Earle has come a long way from being six years old and listening to baseball on his transistor radio. Now he's hosting his own Air America Radio program.

"It's so strange because I'm used to being (the one) interviewed! It's largely a music show, so that makes it easy. It's called "The Revolution Starts...Now." It uses a guest DJ format. It's not all musicians. In fact, I haven't had a musician on yet. I had Bobby Muller, who's the president of the Vietnam Veterans of America Association, and I've got (director) John Sayles this week. They bring their records, you know, and they pick the songs that we play. And we talk about stuff. In the near future, we'll have Patti Smith, Janeane Garofalo. Janeane...I never thought to ask her because she's got a show on Air America. But she called us because she doesn't get to play music on her show. Then we'll have Ian MacKaye (of Fugazi) sometime in the future. It's fun."

Earle, who himself does a little acting now and again, recently watched his play, "Karla," performed in Nashville. Its story surrounds the first woman executed in Texas since the Civil War era. Earle - a writer-of-all-trades, if you will - is also working on a novel. But theatre is probably his favorite form of writing - of the variety that doesn't also go along with a beat and a tune, at least.

"I finished it, and by they time I'd finished it, we put it up in Nashville," Earle remembers. "And it was the hardest thing I'd done up to that point: writing in 3-D. And I swore I'd never do it again. I recently did a reading of 'Karla' here in New York - it's the first step toward trying to get 'Karla' produced here. I was really shocked - when listening to the play read by some really good actors - that I didn't want to rewrite anything. I was pretty proud of it. I suddenly wanted to start writing a play again."

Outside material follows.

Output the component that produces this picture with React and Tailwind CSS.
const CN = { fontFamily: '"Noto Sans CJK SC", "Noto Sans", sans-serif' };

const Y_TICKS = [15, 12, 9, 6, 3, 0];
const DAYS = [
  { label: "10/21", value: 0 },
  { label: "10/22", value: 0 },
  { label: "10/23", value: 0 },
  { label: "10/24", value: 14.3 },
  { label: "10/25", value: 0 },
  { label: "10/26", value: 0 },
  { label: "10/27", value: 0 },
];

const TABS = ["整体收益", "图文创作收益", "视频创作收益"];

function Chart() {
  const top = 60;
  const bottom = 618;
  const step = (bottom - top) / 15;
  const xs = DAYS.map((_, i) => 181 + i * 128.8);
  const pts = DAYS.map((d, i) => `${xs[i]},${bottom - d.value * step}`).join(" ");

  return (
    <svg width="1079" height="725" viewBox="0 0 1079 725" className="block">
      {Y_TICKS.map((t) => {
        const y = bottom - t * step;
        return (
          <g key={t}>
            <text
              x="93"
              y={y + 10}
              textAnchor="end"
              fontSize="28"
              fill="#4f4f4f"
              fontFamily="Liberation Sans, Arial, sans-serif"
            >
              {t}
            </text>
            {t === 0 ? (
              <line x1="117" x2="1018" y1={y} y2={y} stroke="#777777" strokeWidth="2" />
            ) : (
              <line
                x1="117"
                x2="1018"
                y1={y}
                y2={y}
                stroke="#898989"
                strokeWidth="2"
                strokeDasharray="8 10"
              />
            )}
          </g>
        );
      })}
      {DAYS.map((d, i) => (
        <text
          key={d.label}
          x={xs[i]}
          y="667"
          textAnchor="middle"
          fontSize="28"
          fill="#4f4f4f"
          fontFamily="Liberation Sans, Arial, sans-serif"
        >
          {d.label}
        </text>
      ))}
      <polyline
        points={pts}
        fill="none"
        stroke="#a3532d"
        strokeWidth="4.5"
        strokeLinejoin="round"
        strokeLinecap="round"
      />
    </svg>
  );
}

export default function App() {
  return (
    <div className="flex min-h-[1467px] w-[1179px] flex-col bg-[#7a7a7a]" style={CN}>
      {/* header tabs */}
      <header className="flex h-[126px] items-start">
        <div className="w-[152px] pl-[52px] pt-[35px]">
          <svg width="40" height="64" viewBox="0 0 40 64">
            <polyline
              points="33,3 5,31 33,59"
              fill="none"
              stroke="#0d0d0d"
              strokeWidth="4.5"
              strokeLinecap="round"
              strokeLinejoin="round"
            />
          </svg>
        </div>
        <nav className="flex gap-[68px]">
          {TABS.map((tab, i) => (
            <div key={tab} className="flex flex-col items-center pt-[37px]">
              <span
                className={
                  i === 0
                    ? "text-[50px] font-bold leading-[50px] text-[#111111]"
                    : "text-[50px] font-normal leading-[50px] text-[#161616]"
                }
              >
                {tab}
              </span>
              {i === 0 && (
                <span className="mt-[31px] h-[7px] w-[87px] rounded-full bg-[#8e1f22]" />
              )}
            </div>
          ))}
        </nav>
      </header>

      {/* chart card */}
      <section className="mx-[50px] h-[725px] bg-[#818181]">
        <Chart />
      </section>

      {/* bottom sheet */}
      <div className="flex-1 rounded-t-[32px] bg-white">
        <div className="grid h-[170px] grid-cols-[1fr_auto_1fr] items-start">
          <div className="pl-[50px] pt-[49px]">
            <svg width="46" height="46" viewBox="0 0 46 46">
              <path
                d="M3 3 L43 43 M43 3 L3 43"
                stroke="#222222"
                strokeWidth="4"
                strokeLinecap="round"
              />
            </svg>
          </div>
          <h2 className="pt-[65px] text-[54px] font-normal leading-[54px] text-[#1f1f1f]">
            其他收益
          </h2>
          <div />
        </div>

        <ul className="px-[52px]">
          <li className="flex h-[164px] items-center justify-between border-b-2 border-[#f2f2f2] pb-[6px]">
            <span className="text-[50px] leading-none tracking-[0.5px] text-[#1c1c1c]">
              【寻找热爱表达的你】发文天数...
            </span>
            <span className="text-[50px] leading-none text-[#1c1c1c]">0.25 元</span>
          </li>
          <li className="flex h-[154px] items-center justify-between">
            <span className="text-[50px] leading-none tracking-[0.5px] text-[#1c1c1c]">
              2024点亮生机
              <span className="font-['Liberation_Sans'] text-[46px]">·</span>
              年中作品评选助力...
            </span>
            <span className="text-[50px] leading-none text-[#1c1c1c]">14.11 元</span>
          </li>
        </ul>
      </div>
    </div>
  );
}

"In fact, what I'm thinking now - once I finish this novel and at the end of this (next) tour - I'm probably going to buy a place here in New York. My child support and alimony ends this year, and believe me, it's enough money that I can afford an apartment in New York. I've always wanted to live here, at least part time. I think that's what I'll do is keep place in Tennessee, and buy a place here.""And my non-musical writing, after I finish this novel I'm working, will probably be...I've always loved theatre. It's something that sort of keeps itself pure because you're not going to get rich doing it. It's the most collaborative art form I've ever been involved in. I was never in a band, and it's probably a little too late for me to do that now just because I've kind of gotten used to doing that the same way, which is not very democratic when you get right down to it. I just think it (theatre writing) is good for me, and I really, really love it."

One has to wonder when (or if) Earle finds time for the little things in life such as, say, eating and sleeping.

"I only really do three things: I go to baseball games, I go to plays, and I fish - a little."

It's not as if Earle ever planned to have his fingerprints all over so many different artistic pursuits. But he's now starting to see the various ways many of his passions are interlinked.

"I never wanted to be anything but a singer and a songwriter," he says. "I didn't even really want to be a cowboy or a fireman. 'Warrior' (from the new album) would have never been written without my involvement in theatre. I would have never written a spoken word piece in iambic pentameter and put it on one of my records if I hadn't been involved in theatre the way I have for the last five or six years."

Earle is also adding to his acting resume, yet another career item on what must certainly be one of the longest and most varied work experience records in all of modern show business.

"I don't do a lot of it. I was on the first season of 'The Wire.' And I've done a few live theatre things. I performed a monologue in a thing called 'Vampire Monologues' that one of our theatre company members wrote with the theatre company in Nashville. And I did 'The Exonerated' here in New York and in Nashville. And I'm going to be on (the TV show) 'Deadwood.' I don't know how many episodes. I love that show. I think it's the best show on television. The writing's incredible. I lobbied pretty heavily to get on that because I just want to be around those writers and say those words."

In contrast to so many of the rich and famous celebrities he rubs shoulders with, Earle's overflowing plate leaves little room for Caribbean cruises, exotic beaches and the such.

"A vacation is where I go someplace and I only concentrate on one project," he only half-jokes.

The revolution may have just started, but this revolutionary artist has been going a long time now and shows no signs of either slowing down or stopping anytime soon.